Given exercise: Take every line from the material that has the word "component" in it.

The input:
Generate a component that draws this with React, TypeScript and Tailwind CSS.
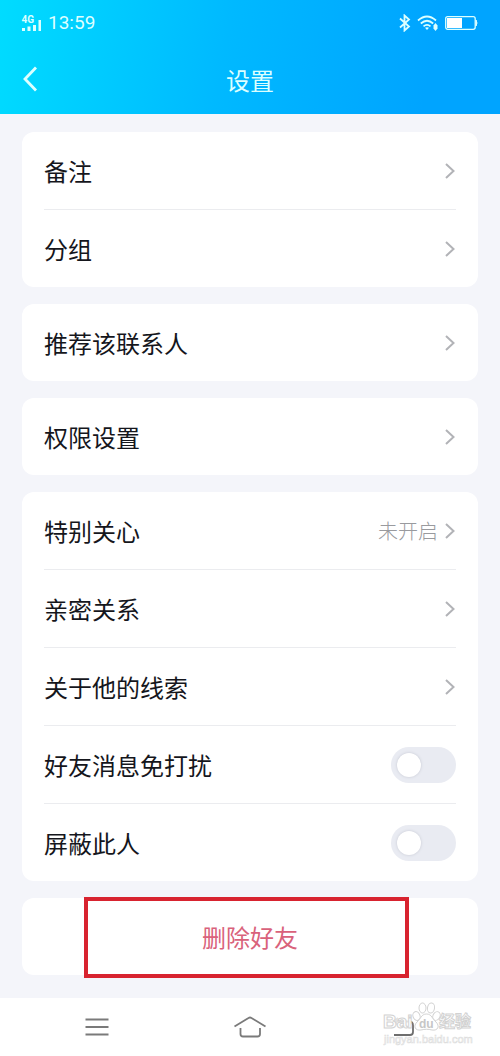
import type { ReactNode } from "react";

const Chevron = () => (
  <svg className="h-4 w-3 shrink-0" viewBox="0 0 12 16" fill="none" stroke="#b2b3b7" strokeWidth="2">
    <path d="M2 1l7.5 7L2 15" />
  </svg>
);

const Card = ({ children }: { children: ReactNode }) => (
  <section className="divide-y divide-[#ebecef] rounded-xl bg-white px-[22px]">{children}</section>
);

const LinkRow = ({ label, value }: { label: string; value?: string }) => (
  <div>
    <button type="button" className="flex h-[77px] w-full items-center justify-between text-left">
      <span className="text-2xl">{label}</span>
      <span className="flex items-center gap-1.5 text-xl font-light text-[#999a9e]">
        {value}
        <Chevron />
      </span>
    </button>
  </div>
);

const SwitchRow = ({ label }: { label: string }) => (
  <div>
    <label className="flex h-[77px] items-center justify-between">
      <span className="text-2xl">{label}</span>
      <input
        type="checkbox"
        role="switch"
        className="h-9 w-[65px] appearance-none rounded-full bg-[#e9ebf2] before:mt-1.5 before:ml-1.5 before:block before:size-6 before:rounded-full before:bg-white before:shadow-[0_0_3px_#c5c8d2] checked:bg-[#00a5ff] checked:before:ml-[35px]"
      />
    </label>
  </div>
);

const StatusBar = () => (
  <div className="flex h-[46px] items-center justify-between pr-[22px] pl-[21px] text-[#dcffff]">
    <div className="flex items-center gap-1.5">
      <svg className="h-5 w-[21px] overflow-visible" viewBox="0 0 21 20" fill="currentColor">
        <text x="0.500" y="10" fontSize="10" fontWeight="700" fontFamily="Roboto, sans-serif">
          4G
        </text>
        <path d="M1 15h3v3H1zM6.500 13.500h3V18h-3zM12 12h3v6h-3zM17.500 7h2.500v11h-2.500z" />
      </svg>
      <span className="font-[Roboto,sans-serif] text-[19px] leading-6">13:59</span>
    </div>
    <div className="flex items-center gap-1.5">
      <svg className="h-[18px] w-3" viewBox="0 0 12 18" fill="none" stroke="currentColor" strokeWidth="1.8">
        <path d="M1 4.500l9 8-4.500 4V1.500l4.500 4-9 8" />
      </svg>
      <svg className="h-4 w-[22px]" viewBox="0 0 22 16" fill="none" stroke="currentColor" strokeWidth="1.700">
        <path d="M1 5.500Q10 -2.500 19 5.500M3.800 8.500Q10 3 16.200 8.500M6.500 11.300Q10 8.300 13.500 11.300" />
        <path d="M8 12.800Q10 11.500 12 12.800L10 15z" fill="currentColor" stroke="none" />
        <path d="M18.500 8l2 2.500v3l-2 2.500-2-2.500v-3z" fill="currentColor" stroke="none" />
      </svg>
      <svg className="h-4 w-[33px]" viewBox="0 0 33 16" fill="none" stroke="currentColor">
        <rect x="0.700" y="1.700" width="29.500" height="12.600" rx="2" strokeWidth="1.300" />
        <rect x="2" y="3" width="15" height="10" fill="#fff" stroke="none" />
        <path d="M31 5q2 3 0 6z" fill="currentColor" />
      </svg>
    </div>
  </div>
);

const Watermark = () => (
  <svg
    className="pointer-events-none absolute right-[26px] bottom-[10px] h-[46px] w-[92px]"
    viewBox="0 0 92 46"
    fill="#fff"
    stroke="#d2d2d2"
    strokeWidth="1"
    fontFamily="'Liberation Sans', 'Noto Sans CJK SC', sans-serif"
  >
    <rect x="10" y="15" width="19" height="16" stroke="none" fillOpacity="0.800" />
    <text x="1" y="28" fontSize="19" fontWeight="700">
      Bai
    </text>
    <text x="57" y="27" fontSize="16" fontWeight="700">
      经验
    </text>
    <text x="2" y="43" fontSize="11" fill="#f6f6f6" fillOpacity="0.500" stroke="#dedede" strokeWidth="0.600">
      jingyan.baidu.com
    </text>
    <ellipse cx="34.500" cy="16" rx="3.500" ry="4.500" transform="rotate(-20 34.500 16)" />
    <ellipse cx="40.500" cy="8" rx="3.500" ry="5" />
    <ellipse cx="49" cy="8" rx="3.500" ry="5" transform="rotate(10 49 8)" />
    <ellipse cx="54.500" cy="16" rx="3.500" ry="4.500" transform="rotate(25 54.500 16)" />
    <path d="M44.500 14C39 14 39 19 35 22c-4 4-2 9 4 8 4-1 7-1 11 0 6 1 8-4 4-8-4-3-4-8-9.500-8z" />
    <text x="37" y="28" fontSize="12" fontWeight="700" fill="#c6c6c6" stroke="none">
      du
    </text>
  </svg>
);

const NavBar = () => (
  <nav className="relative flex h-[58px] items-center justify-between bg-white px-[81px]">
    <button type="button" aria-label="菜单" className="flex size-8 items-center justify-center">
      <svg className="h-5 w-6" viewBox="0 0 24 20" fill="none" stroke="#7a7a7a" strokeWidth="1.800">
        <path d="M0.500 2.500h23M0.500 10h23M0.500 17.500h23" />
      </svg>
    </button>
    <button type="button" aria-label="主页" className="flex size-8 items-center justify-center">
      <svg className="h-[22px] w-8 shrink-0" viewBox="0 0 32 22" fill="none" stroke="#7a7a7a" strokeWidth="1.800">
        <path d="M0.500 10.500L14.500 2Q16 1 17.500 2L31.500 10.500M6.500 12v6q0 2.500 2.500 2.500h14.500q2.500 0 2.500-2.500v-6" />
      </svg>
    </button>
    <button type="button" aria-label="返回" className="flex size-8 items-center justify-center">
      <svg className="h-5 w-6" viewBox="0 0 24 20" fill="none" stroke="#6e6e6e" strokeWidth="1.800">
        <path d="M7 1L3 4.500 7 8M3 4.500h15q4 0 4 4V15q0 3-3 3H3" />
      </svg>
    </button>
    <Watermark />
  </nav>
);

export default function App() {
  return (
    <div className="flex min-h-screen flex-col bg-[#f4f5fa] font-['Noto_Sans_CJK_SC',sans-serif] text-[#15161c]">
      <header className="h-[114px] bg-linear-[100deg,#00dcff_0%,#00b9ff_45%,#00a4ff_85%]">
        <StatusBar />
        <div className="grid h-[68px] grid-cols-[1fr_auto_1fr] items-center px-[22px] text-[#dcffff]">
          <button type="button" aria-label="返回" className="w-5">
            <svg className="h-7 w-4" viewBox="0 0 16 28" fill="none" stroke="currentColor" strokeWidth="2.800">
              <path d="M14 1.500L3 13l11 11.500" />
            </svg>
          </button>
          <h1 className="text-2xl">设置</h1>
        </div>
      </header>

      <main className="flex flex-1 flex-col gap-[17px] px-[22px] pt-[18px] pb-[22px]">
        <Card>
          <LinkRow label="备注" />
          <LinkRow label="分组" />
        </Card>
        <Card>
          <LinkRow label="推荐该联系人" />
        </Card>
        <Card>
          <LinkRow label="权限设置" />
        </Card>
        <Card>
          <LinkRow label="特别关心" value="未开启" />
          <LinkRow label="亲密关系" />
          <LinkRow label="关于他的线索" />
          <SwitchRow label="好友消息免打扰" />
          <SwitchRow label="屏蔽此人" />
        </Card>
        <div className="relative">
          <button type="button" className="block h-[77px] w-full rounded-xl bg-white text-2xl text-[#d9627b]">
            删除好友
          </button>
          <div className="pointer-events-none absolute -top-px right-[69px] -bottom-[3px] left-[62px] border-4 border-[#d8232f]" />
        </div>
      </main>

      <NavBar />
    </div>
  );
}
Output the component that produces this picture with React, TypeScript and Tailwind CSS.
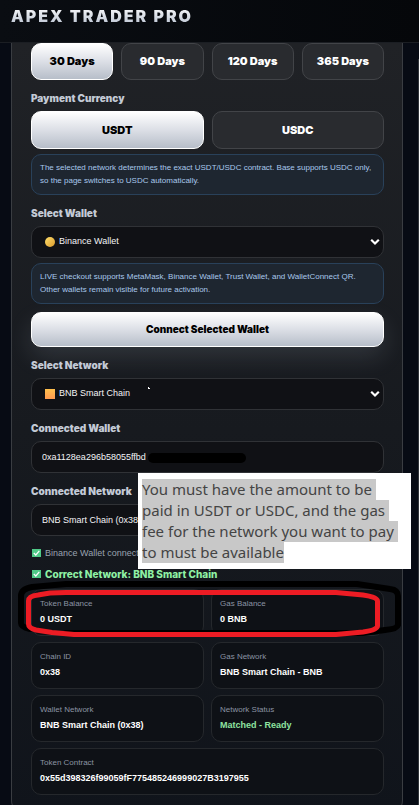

Exercise output:
Generate a component that draws this with React, TypeScript and Tailwind CSS.
Output the component that produces this picture with React, TypeScript and Tailwind CSS.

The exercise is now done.